Request -
Pick out each line of the records in which the word "page" appears.

Input records -
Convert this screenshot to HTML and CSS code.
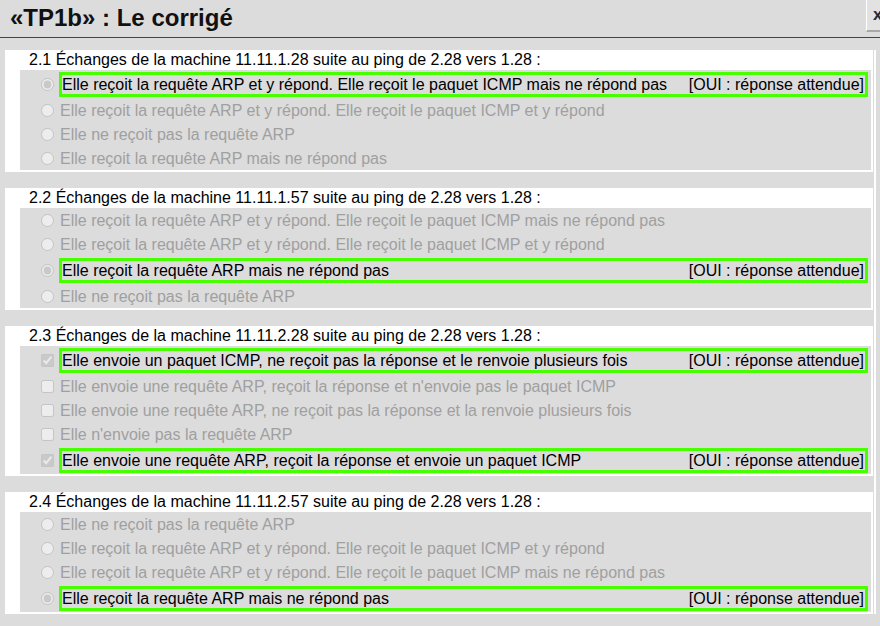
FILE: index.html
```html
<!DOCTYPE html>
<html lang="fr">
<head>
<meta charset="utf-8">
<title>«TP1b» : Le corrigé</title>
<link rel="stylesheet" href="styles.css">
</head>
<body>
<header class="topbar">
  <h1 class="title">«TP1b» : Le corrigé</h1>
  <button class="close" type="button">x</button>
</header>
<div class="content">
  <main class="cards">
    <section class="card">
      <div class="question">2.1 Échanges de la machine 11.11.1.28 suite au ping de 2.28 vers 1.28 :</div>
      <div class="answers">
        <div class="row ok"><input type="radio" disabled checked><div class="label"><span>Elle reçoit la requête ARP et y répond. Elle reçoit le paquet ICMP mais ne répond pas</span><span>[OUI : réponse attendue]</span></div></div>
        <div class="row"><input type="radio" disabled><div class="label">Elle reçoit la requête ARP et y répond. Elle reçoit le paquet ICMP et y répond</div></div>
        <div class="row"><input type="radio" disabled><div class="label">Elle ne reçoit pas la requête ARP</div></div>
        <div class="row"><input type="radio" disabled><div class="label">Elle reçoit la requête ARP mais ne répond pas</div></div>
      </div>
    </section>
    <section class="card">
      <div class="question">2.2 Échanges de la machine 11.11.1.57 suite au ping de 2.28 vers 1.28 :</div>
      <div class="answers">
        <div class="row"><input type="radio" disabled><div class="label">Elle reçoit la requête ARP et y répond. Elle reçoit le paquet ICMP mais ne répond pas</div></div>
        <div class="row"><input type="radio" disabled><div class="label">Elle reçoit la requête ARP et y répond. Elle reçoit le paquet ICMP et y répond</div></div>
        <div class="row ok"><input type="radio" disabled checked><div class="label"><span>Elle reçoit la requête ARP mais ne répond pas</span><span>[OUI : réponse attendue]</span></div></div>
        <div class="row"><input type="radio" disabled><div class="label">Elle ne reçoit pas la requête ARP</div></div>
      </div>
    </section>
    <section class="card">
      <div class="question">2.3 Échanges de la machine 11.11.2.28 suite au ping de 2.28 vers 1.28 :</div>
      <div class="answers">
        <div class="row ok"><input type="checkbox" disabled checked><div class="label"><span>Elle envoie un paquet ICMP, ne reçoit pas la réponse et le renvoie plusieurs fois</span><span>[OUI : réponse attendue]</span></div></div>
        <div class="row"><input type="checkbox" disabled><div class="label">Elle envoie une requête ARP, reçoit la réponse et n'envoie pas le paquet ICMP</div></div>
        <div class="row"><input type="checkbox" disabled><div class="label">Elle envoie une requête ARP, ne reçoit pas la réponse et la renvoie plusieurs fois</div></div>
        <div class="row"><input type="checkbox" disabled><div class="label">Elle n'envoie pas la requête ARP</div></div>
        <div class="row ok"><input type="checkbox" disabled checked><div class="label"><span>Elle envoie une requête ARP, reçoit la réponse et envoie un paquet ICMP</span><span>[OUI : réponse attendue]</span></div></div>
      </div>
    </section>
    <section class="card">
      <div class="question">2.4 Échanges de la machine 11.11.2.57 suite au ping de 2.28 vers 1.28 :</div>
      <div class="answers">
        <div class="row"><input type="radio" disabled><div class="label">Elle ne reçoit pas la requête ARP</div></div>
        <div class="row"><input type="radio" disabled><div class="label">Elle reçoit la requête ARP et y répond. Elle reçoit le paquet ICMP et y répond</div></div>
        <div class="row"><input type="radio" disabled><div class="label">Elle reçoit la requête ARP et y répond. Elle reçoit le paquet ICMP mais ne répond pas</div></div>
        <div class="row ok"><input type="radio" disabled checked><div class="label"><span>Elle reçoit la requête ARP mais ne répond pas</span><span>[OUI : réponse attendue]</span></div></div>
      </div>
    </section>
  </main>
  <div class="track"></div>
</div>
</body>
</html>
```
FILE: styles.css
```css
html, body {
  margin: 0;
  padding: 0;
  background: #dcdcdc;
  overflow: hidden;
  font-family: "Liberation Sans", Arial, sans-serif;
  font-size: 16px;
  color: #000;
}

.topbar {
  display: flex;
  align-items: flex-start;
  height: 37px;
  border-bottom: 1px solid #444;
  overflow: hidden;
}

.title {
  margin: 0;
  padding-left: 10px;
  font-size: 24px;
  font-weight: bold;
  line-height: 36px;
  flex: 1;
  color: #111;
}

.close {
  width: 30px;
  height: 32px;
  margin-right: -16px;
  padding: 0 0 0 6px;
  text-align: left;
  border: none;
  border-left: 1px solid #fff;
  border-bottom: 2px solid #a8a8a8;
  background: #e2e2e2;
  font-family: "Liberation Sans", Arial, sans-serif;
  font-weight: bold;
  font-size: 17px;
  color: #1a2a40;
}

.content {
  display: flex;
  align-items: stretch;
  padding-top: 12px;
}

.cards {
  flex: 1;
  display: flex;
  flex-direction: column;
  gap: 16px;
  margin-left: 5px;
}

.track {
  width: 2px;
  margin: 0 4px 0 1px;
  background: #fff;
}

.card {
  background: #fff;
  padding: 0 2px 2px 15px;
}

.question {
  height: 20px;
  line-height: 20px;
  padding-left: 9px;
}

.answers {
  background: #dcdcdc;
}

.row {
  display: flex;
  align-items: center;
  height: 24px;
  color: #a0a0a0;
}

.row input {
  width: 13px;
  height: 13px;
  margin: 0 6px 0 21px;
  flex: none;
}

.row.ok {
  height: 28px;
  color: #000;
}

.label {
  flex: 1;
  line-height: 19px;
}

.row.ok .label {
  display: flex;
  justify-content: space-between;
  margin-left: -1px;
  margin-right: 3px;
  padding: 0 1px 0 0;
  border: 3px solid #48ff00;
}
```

...

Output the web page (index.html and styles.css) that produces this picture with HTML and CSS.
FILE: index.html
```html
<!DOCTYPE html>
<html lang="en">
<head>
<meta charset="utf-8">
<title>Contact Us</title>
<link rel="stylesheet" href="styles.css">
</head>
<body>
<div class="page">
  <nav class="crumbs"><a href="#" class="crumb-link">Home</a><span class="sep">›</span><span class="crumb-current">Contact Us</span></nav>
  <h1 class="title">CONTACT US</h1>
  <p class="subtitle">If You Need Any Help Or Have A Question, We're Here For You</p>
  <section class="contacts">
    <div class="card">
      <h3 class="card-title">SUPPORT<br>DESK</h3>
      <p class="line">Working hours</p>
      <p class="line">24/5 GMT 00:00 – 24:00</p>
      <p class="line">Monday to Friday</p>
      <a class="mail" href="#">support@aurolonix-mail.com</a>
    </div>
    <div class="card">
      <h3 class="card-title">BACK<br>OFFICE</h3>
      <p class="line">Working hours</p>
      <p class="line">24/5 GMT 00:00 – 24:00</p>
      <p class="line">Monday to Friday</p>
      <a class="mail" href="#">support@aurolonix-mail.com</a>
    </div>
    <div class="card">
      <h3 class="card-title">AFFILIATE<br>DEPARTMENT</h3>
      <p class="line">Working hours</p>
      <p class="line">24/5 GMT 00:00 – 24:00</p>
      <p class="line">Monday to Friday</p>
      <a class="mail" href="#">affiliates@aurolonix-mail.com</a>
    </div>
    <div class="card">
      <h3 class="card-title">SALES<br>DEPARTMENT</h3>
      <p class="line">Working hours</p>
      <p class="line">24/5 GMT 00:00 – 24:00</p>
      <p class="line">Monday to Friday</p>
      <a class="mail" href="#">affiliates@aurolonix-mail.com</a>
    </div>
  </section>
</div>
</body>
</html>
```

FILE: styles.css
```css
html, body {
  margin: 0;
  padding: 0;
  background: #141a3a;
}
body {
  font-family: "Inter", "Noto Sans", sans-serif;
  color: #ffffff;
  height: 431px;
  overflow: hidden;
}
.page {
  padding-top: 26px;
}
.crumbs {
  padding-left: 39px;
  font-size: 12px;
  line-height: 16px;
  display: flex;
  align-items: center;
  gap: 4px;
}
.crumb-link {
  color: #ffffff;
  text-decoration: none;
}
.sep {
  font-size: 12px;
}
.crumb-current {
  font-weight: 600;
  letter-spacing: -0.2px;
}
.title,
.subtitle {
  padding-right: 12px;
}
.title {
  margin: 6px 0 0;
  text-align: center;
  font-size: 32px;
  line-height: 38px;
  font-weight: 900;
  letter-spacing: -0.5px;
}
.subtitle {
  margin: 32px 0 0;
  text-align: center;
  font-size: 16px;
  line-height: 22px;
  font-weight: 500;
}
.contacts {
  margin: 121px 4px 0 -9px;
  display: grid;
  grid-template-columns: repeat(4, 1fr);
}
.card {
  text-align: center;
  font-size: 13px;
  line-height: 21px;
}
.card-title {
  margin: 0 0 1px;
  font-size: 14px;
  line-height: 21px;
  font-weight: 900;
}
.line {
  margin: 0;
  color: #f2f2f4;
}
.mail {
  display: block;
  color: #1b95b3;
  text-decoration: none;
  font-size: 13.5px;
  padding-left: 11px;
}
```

Solution to the problem -
Output the web page (index.html and styles.css) that produces this picture with HTML and CSS.
<div class="page">
.page {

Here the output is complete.